I cannot clearly recall the exact cause of this impulsive holocaust. Examining my work in perhaps too critical a mood, I had found a good many lines which obtrusively demanded revision, and several of the short poems had for the first time revealed their full feebleness. I had been polishing them for several months; but why, O why hadn’t I waited a few months more?—I asked of the Studio skylight. For the impeccability of print and paper made my inadequacies only too apparent. ‘Old days that are filled with the fragrance of dream’ ... How ever had I overlooked the banality of a line like that? I began to suspect that even the Academy-accepted sonnets weren’t as Parnassian as I had hitherto believed them to be.

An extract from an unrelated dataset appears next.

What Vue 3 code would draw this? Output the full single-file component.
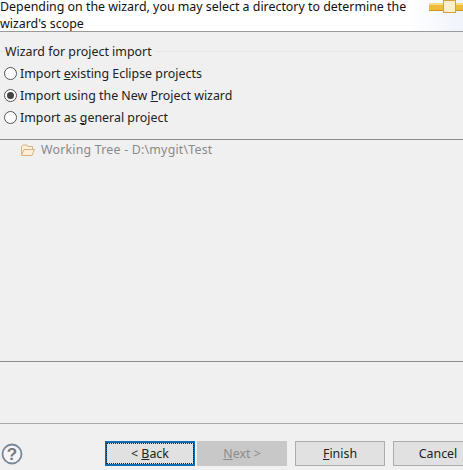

I had already conferred a copy on our old friend Helen Wirgman, who happened to be paying us one of her long summer visits. ‘Wirgie’, who hasn’t appeared in these pages since some way back in ‘The Old Century’—it will be remembered that we took temporary leave of her just as she had unfolded her parasol on the morning of Diamond Jubilee Day—Wirgie, I repeat, (the name being dear to my memory) uttered nothing, when next I met her, to suggest that my latest poems had disappointed her; but she did somehow imply, by her manner of commenting on them, that I should beyond all doubt do better next time. Anyhow I got myself into a tantrum about them, and without allowing my mother a glimpse of the volume went back to the Studio, lit a blazing fire—though the evening was warm and we had been sitting in the garden after dinner—and with self-martyring satisfaction fed the flames until my thirty-four copies, torn to hapless halves, were no more than a shuffle of smouldering ashes. When I confessed to Wirgie what I had done, she gave me one of her slow sad looks and remarked that I sometimes reminded her vividly of my Aunt Lula. And I remembered how Aunt Lula had, in that very Studio, long years ago, smashed her newly-finished bust with a hammer!

My own copy of the book survives as a sad reminder of seven guineas thrown away. What I did with the third one I am unable to remember. But I can assure the hypothetical owner that only its black buckram binding saved it!